Asymptotic behavior of the Bessel function $J_\nu$ as $\nu \to \infty$ is given by $$ J_\nu(z) = \frac 1 {\sqrt {2 \pi}} \left( \frac {e z} {2 \nu} \right)^\nu \left( \nu^{-1/2} - \frac {3 z^2 + 1} {12} \nu^{-3/2} + O(\nu^{-5/2}) \right). $$ This post very nicely shows how to derive this from the integral representation of the Bessel function on the real axes $$ J_\nu(z) =\frac {z^\nu} {2^\nu \sqrt \pi \, \Gamma {\left( \nu + \frac 1 2 \right)}} \int_{-1}^1 (1 - t^2)^{\nu - 1/2} \cos z t \, dt. $$ Is there a way to obtain the same expansion from the integral representation in the complex plane $$ J_\nu (z) = \frac{1}{2\pi i} \int_{\mathcal C} e^{z \sinh t - \nu t} dt~? $$ Here the contour $\mathcal C$ goes from $u_x \to \infty$ and $u_y = -\pi$, continues to $u_x \to -\infty$ and $u_y = 0$ and finally returns to $u_x \to \infty$ and $u_y = \pi$.
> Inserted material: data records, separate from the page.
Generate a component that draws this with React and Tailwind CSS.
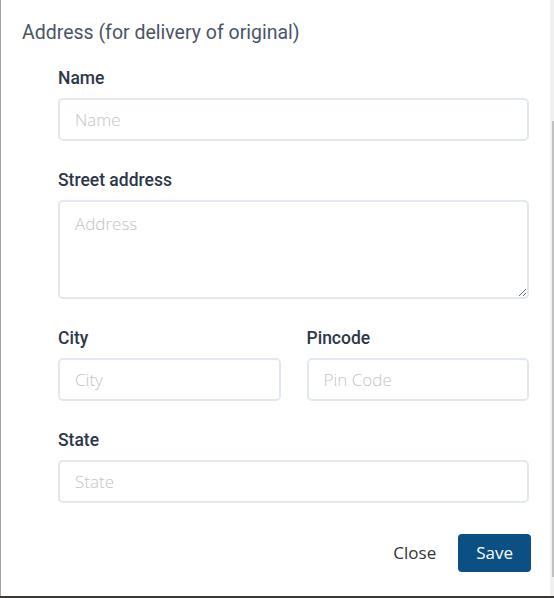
import React, { useState } from "react";

const Field = ({ label, placeholder, className = "" }) => (
    <div className={className}>
        <label className="block mb-2 text-[17.5px] leading-6 font-medium text-[#2d3748]">{label}</label>
        <input
            type="text"
            placeholder={placeholder}
            className="w-full h-[43px] px-[15px] rounded-[5px] border-2 border-[#e2e8f0] bg-white text-[17px] font-light text-[#333] placeholder:text-[#c4c4c4] outline-none"
            style={{ fontFamily: "'Open Sans', sans-serif" }}
        />
    </div>
);

const AddressModal = () => {
    const [street, setStreet] = useState("");

    return (
        <div className="w-[554px] h-[598px] flex flex-col bg-white" style={{ fontFamily: "Roboto, 'Liberation Sans', sans-serif" }}>
            <div className="flex flex-1 min-h-0">
                <div className="w-px bg-[#a3a3a3]" />
                <div className="flex-1 flex flex-col pt-[21px]">
                    <h3 className="pl-[21px] text-[19.5px] leading-6 text-[#4a5568]">Address (for delivery of original)</h3>
                    <form className="mt-[21px] pl-[57px] pr-[21px] flex flex-col gap-[27px]">
                        <Field label="Name" placeholder="Name" />
                        <div>
                            <label className="block mb-2 text-[17.5px] leading-6 font-medium text-[#2d3748]">Street address</label>
                            <textarea
                                placeholder="Address"
                                value={street}
                                onChange={(e) => setStreet(e.target.value)}
                                className="block w-full h-[99px] px-[15px] py-[9px] rounded-[5px] border-2 border-[#e2e8f0] text-[17px] font-light placeholder:text-[#c4c4c4] outline-none"
                                style={{ fontFamily: "'Open Sans', sans-serif" }}
                            />
                        </div>
                        <div className="grid grid-cols-2 gap-[26px]">
                            <Field label="City" placeholder="City" />
                            <Field label="Pincode" placeholder="Pin Code" />
                        </div>
                        <Field label="State" placeholder="State" />
                    </form>
                    <div className="mt-[31px] pr-[19px] flex justify-end items-center gap-[22px]" style={{ fontFamily: "'Open Sans', sans-serif" }}>
                        <button className="text-[17px] text-[#333]">Close</button>
                        <button className="h-[38px] px-[18px] rounded-[4px] bg-[#0b4f84] text-white text-[17px]">Save</button>
                    </div>
                </div>
                <div className="w-[4px] bg-[#f0f0f0] flex justify-end pt-[121px] pb-[19px]">
                    <div className="w-[2px] h-full bg-[#c1c1c1]" />
                </div>
            </div>
            <div className="h-[2px] bg-[#3a3836]" />
        </div>
    );
};

export default AddressModal;
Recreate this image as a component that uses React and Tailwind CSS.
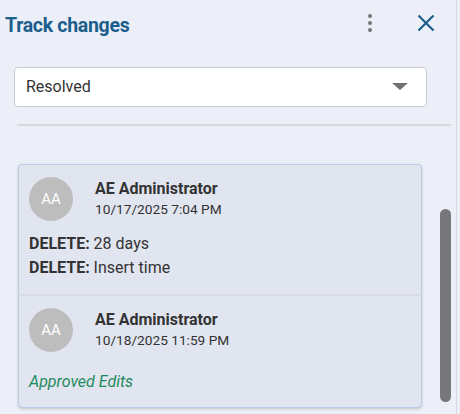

How would one approach constructing this expansion here without returning to the real axes integral representation? Can one use something like a saddle point method or Watson's lemma or something like that? This is usually done for obtaining the $z\to \infty$ expansion.
If this is for some reason a particularly bad approach, or not possible, I'd be interested in knowing the reasons why?